==== PROVIDED DATA

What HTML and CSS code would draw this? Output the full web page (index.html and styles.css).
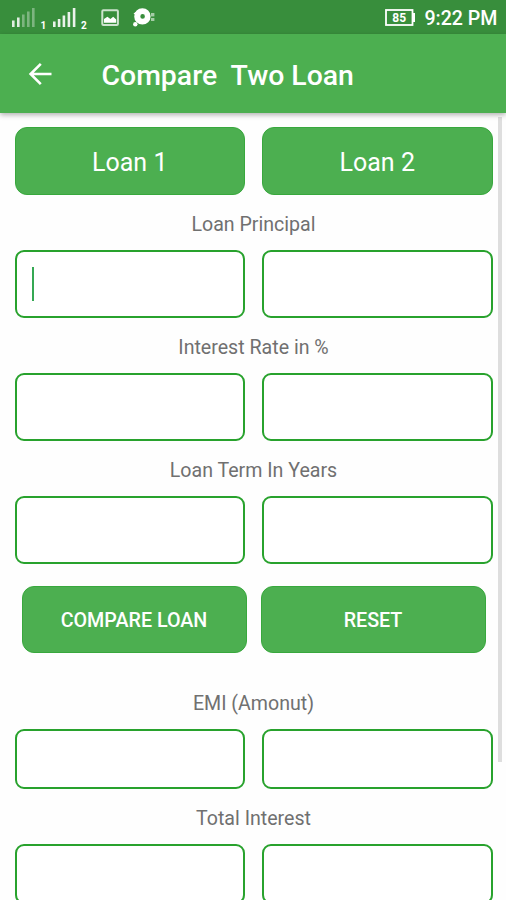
FILE: index.html
```html
<!DOCTYPE html>
<html lang="en">
<head>
    <meta charset="UTF-8">
    <meta name="viewport" content="width=device-width, initial-scale=1.0">
    <title>Compare Two Loan</title>
    <link rel="stylesheet" href="styles.css">
</head>
<body>
    <div class="status-bar">
        <svg class="status-icons" width="160" height="34" viewBox="0 0 160 34" fill="#fff">
            <!-- signal 1 -->
            <g opacity="0.85">
                <rect x="12" y="20.5" width="2.6" height="6.5"/>
                <rect x="17" y="17.5" width="2.6" height="9.5"/>
            </g>
            <g opacity="0.35">
                <rect x="22" y="14.5" width="2.6" height="12.5"/>
                <rect x="27" y="11.5" width="2.6" height="15.5"/>
                <rect x="32" y="8" width="2.6" height="19"/>
            </g>
            <text class="sim" x="40.5" y="28.8">1</text>
            <!-- signal 2 -->
            <g opacity="0.9">
                <rect x="53" y="21.5" width="2.6" height="5.5"/>
                <rect x="57.8" y="19" width="2.6" height="8"/>
                <rect x="62.6" y="15.5" width="2.6" height="11.5"/>
                <rect x="67.6" y="12" width="2.6" height="15"/>
                <rect x="72.8" y="8" width="2.6" height="19"/>
            </g>
            <text class="sim" x="81" y="28.8">2</text>
            <!-- picture -->
            <rect x="102.3" y="10.3" width="15.6" height="14.6" rx="1" fill="none" stroke="#fff" stroke-width="2" opacity="0.75"/>
            <path d="M104 22.8v-3.8l3.4-2.3 3 2.3 2.8-2.2 3 2.6v3.4z"/>
            <!-- disc -->
            <path fill-rule="evenodd" d="M142.4 8.2a8.2 8.2 0 1 0 0 16.4 8.2 8.2 0 0 0 0-16.4zm.2 5.9a2.3 2.3 0 1 1 0 4.6 2.3 2.3 0 0 1 0-4.6z"/>
            <circle cx="135.3" cy="24.3" r="2.2"/>
            <path d="M133.5 13.5l3-2v4z"/>
            <rect x="151" y="13" width="3.4" height="3.4" opacity="0.55"/>
            <rect x="151" y="18" width="3.4" height="3" opacity="0.55"/>
        </svg>
        <div class="status-right">
            <svg width="30" height="18" viewBox="0 0 30 18">
                <rect x="1" y="1" width="26.5" height="15" fill="none" stroke="#fff" stroke-width="1.8"/>
                <rect x="28" y="4" width="2" height="9" fill="#fff"/>
                <text class="battery" x="14.2" y="13">85</text>
            </svg>
            <span class="clock">9:22 PM</span>
        </div>
    </div>

    <header class="app-bar">
        <svg class="back" width="24" height="24" viewBox="0 0 24 24" fill="none" stroke="#fff" stroke-width="2.6">
            <path d="M23.5 12H2.5M12.8 1.8L2.6 12l10.2 10.2"/>
        </svg>
        <h1 class="title">Compare  Two Loan</h1>
    </header>

    <main class="content">
        <div class="row">
            <div class="button heading">Loan 1</div>
            <div class="button heading">Loan 2</div>
        </div>

        <div class="label">Loan Principal</div>
        <div class="row">
            <div class="field"><span class="caret"></span></div>
            <div class="field"></div>
        </div>

        <div class="label">Interest Rate in %</div>
        <div class="row">
            <div class="field"></div>
            <div class="field"></div>
        </div>

        <div class="label">Loan Term In Years</div>
        <div class="row">
            <div class="field"></div>
            <div class="field"></div>
        </div>

        <div class="row actions">
            <div class="button action">COMPARE LOAN</div>
            <div class="button action">RESET</div>
        </div>

        <div class="label">EMI (Amonut)</div>
        <div class="row">
            <div class="field result"></div>
            <div class="field result"></div>
        </div>

        <div class="label">Total Interest</div>
        <div class="row">
            <div class="field result"></div>
            <div class="field result"></div>
        </div>

        <div class="scrollbar"></div>
    </main>
</body>
</html>
```
FILE: styles.css
```css
:root {
    --green: #4caf50;
    --green-dark: #388e3c;
    --green-border: #28a22d;
    --text: #707070;
}

* {
    box-sizing: border-box;
}

body {
    margin: 0;
    height: 100vh;
    display: flex;
    flex-direction: column;
    overflow: hidden;
    background: #fefefe;
    font-family: Roboto, "Liberation Sans", sans-serif;
}

.status-bar {
    flex: none;
    height: 34px;
    padding-right: 8.5px;
    display: flex;
    justify-content: space-between;
    background: var(--green-dark);
    color: #fff;
}

.sim {
    font-size: 10px;
    font-weight: 700;
}

.battery {
    font-size: 12px;
    font-weight: 700;
    fill: #fff;
    text-anchor: middle;
}

.status-right {
    display: flex;
    align-items: center;
    gap: 9px;
    padding-top: 1px;
}

.clock {
    padding-top: 2px;
    font-size: 19.6px;
    font-weight: 500;
    line-height: 34px;
}

.app-bar {
    flex: none;
    height: 79px;
    padding-left: 27.5px;
    display: flex;
    align-items: center;
    gap: 50px;
    background: var(--green);
    box-shadow: 0 2px 5px rgba(0, 0, 0, 0.3);
    position: relative;
    z-index: 1;
}

.title {
    margin: 3px 0 0;
    color: #fff;
    font-size: 28.4px;
    font-weight: 500;
    white-space: pre;
}

.content {
    flex: 1;
    min-height: 0;
    padding: 14px 13.5px 0 14.5px;
    overflow: hidden;
    position: relative;
}

.row {
    display: flex;
    gap: 17px;
}

.button {
    flex: 1;
    height: 68px;
    display: flex;
    align-items: center;
    justify-content: center;
    border: 1px solid #38a83d;
    border-radius: 12px;
    background: var(--green);
    color: #fff;
}

.heading {
    padding-top: 3px;
    font-size: 25px;
}

.label {
    height: 55px;
    line-height: 59px;
    text-align: center;
    font-size: 19.6px;
    color: var(--text);
}

.field {
    flex: 1;
    height: 68px;
    padding: 15px 15.5px;
    border: 2px solid var(--green-border);
    border-radius: 9px;
    background: #fff;
}

.caret {
    display: block;
    width: 2px;
    height: 34px;
    background: #35a853;
}

.actions {
    gap: 14px;
    margin: 22px 0 21px;
    padding: 0 7px;
}

.action {
    height: 67px;
    padding-top: 1px;
    font-size: 19.7px;
    font-weight: 500;
}

.result {
    height: 60px;
}

/* scroll thumb over the right edge of the list */
.scrollbar {
    position: absolute;
    top: 4px;
    right: 4px;
    width: 4px;
    height: 645px;
    background: #dedede;
}
```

========

List all lines where "index" occurs.

*EXERCISE OUTPUT*.
What HTML and CSS code would draw this? Output the full web page (index.html and styles.css).
FILE: index.html
    z-index: 1;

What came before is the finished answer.